I realize that I’m not objective in saying this because I’m in it, I love it, it’s my livelihood and my life. But I really don’t think that people will stop coming.

If we don’t invite them, and we make them feel they’re coming to this foreign thing, where they can’t clap or they clap at the wrong time or, God forbid, they cough too much, and the entire experience is excluding, then I do think we have to re-think that. There is a stuffiness there that does have to change – and is changing. A lot of that goes back only to Wagner, you know, everyone having to dress up and sit in silence and pay strict attention. And Wagner is essentially modern, he’s not that long ago. That period of time [since Wagner] represents only a small portion of the entire classical tradition. So it needn’t be like that.

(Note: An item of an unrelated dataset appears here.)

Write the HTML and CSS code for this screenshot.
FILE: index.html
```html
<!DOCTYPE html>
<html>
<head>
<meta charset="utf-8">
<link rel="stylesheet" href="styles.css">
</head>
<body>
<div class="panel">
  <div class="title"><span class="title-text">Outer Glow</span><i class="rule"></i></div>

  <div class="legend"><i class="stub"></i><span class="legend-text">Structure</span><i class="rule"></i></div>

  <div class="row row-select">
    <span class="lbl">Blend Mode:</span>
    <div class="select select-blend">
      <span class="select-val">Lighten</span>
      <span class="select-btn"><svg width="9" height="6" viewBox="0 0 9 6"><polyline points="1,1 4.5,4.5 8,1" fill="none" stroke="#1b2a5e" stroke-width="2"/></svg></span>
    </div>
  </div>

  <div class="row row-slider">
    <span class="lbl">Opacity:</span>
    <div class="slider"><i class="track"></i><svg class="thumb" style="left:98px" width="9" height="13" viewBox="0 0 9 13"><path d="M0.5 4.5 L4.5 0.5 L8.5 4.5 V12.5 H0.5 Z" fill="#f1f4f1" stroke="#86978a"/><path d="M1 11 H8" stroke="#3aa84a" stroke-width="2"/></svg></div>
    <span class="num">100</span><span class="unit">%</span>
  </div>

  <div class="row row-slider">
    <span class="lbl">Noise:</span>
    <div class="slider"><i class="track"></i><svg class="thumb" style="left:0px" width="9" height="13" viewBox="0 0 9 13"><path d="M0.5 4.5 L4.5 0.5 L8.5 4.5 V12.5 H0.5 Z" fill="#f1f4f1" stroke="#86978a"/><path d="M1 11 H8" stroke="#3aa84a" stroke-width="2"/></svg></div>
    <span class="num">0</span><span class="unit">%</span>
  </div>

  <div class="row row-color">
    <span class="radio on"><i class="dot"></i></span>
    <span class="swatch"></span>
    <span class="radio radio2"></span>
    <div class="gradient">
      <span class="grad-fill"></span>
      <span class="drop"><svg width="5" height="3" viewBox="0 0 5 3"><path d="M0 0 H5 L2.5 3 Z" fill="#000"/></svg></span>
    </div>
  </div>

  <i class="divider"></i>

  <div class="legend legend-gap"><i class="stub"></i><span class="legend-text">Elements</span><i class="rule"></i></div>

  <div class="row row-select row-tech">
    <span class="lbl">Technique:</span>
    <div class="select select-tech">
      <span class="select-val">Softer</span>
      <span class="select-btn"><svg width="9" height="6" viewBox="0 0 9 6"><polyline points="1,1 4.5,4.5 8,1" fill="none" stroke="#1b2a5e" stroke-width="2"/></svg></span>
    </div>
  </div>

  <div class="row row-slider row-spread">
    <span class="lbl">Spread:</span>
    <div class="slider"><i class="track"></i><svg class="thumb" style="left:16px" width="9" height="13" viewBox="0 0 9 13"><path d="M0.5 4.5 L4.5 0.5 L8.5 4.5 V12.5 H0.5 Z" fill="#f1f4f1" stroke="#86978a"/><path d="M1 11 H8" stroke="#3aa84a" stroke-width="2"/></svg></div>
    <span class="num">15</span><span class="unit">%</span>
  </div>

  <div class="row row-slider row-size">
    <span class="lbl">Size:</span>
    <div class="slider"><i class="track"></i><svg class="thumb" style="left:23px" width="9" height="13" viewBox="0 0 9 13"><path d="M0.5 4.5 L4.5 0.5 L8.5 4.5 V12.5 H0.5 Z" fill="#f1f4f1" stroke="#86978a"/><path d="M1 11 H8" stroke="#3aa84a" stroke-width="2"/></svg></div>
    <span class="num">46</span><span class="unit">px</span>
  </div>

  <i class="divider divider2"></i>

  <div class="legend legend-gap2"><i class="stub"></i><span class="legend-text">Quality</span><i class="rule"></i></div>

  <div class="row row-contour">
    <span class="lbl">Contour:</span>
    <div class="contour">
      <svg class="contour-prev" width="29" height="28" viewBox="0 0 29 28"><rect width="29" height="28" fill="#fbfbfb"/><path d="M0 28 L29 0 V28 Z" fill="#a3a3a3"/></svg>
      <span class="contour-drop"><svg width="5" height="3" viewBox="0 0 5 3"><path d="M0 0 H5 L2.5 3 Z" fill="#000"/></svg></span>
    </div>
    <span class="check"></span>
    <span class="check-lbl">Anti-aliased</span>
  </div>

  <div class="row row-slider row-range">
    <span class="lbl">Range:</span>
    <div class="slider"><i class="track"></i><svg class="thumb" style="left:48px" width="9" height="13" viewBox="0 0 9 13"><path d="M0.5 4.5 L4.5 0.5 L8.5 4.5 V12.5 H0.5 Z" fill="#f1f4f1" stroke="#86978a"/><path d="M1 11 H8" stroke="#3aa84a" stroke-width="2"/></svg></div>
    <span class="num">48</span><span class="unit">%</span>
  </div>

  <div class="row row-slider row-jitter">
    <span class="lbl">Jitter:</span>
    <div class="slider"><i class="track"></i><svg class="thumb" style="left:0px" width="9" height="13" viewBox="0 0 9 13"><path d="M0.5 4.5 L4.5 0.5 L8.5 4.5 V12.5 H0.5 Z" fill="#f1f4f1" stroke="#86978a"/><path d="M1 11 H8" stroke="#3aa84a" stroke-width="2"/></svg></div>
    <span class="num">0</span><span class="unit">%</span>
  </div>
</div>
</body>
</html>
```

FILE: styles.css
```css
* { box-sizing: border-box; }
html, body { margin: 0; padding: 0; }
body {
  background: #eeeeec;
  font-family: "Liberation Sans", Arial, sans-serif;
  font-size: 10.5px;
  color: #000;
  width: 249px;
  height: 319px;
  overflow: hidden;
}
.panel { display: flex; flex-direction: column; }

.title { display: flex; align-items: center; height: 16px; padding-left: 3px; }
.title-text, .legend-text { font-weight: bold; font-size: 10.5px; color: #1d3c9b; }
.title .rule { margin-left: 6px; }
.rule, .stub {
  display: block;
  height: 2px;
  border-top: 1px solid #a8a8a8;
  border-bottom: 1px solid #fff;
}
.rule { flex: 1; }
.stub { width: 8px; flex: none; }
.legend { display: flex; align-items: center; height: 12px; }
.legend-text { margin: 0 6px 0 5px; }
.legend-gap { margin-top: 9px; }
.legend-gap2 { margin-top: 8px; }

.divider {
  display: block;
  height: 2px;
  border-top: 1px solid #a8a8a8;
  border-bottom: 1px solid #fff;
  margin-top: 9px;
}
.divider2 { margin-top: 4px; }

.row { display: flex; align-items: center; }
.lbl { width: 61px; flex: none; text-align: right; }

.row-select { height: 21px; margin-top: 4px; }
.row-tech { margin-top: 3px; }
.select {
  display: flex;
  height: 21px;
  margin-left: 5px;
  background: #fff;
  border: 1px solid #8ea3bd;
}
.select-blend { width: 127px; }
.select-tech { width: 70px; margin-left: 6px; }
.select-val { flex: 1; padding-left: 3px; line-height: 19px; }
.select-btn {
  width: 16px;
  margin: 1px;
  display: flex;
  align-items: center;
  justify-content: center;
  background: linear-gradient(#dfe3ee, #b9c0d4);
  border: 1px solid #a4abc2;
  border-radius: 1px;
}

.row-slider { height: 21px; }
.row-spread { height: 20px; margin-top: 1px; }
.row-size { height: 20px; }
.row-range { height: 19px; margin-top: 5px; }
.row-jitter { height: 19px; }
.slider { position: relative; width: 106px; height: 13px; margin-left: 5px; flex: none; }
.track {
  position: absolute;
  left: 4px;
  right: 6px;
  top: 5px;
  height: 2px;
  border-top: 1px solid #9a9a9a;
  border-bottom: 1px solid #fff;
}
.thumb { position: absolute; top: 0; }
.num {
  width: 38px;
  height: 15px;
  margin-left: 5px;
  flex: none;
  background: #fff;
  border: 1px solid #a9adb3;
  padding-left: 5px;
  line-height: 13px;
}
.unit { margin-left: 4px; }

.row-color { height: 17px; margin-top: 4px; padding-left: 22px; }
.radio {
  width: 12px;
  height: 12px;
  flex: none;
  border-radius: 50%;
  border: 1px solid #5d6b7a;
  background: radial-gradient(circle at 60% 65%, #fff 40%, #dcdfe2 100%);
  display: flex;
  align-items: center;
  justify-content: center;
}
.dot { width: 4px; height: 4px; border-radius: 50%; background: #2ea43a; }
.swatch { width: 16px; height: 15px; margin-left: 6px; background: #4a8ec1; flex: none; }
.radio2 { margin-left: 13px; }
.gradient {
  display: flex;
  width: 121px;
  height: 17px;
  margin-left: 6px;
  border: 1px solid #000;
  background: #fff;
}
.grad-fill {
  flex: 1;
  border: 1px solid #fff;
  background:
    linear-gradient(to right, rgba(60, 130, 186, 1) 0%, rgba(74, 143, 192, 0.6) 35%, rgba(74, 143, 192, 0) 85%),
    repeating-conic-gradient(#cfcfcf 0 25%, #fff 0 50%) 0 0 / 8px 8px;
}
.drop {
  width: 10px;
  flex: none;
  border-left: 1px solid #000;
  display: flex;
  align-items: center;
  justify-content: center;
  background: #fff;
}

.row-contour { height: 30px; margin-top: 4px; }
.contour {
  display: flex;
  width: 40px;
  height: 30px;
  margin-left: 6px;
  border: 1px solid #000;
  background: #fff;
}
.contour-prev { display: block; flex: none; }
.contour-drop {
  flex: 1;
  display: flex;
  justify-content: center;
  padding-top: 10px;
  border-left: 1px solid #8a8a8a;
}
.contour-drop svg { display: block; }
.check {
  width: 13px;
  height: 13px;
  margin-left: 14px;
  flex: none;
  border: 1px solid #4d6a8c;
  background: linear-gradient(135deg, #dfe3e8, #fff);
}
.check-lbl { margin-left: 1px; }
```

But at its core, classical music, symphonic music will not fade out. Imagine all the movies, imagine any of the new superhero movies, imagine ‘Wonder Woman’ without the score of Hans Zimmer. That is the symphonic music of our day. Of course, we also have the example of ‘Harry Potter.’ Or ‘Star Wars.’

What would John Williams be without the movie scores of Erich Korngold?

Exactly. The Strausses and the Mahlers and the Bruckners of our day are doing it with movies. And so, overall? Music will always live, symphonic, classical – yeah.  [laughs] Hallelujah, forever!

Interview questions and answers have been edited for clarity and brevity.